I think you are asking for something like Thunderbird's Insert Special
Character option.  That option might be used as a different Special
Character option.  I really do not think that it would work on the
non-Latin fonts or give you all of the glyphs/characters, especially the
Unicode font's glyphs/characters, that the font has to offer or needed.

I don't know about Thunderbird, but Windows Vista's character map (which I was describing) does work for all Unicode characters in the selected font. I'd expect Window 7's character map to also work similarly. For example, search for "sharp" and it returns:
  ß (U+00DF: Latin Small Letter Sharp S)
  ♯ (U+266F: Music Sharp Sign)

Want a division sign? My initial attempt searching for "divide" didn't get it, but trying another term "division" gets:
  ÷ (Division Sign)
  ∕ (Division Slash - not the same as /)
  ⊘ (Circled Division Slash)
  ⋇ (Division Times)

I'm not certain, but think the names for the characters are defined by the Unicode standard.

So I really think we need to keep the existing Special Character option,
but could add on the "alternative" and limited one that Thunderbird has
to LO.  Since Thunderbird is also Open Source [so I have been told] you
should be able to find the coding for this option if you look for it.
[maybe even ask their developers for it]

I am using it now so I can give you examples.

You select all of the "a" characters, and then go down the scrolled list
for the "a" character you wish to add.
      à á â ã ä å a; a*' a* a^'
There are 30 in the lowercase "a" list.

It looks like that's just searching for characters which look similar to the one you type? Probably based on some sort of lookup table.

The Categories are - and some samples from Times [if they go through

Accent Uppercase - È È E`` O;- O^' ? T^

Accent Lowercase - t" ? ë e^ e~

Other Uppercase - Æ Ø DZ( Œ

Other Lowercase - æ ß ø œ

Common Symbols - ¡ ¤ © ® ¶ ¿

Not all of the symbols/characters/glyphs came out correctly on the list's email.

I do wonder if Thunderbird's limited Special Character option is somewhat like the poster's idea of an option for the special characters. As I stated before, it is limited and I would not want to see the current Special Character option be replaced, but the one that Thunderbird has might be an interesting secondary option.

As for the "division" and "music" glyphs/characters, there is a glyph range in Unicode for music related characters - 1D100 -- 1D1FF. As for the Math symbols, well there are several ranges that are populated with them, for most of these ranges.

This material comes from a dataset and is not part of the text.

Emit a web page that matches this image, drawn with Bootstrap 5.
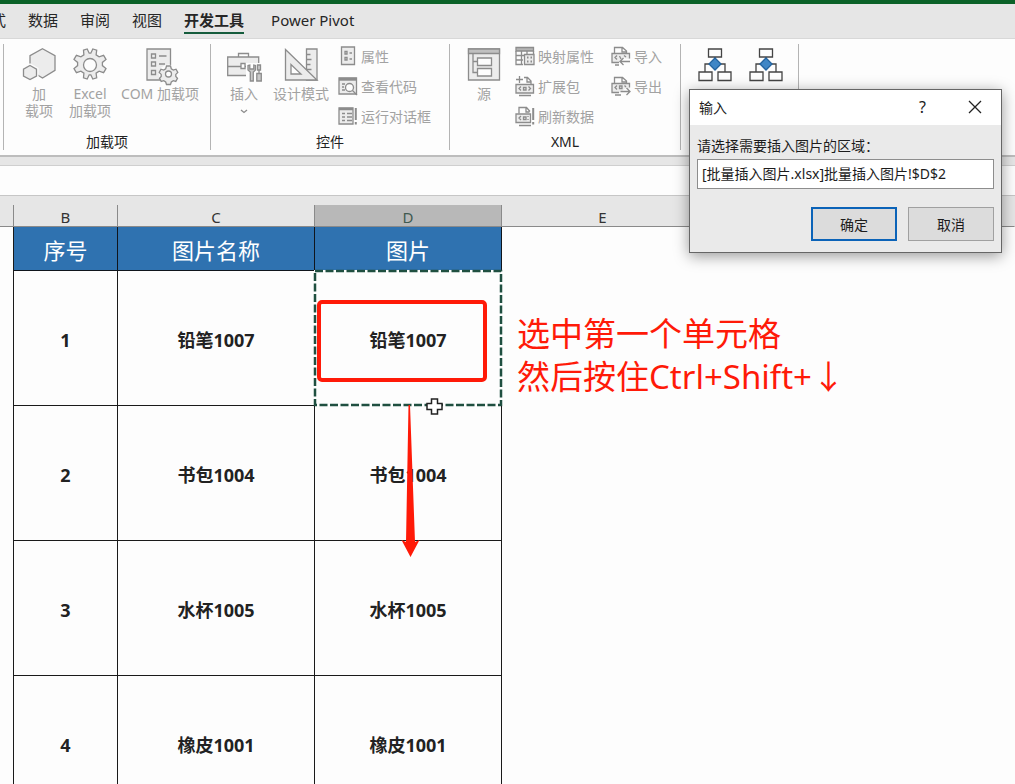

This link has the Unicode names for every symbol that they list. So if you have a musical, mathematic, or any other character/symbol/glyph, you can look through the PDF files for the names of the symbols and see what they look like, or the reverse. There are a lot of symbols for Math that I have not seen in over 20 years and did not remember at all, till I saw their shapes in the lists.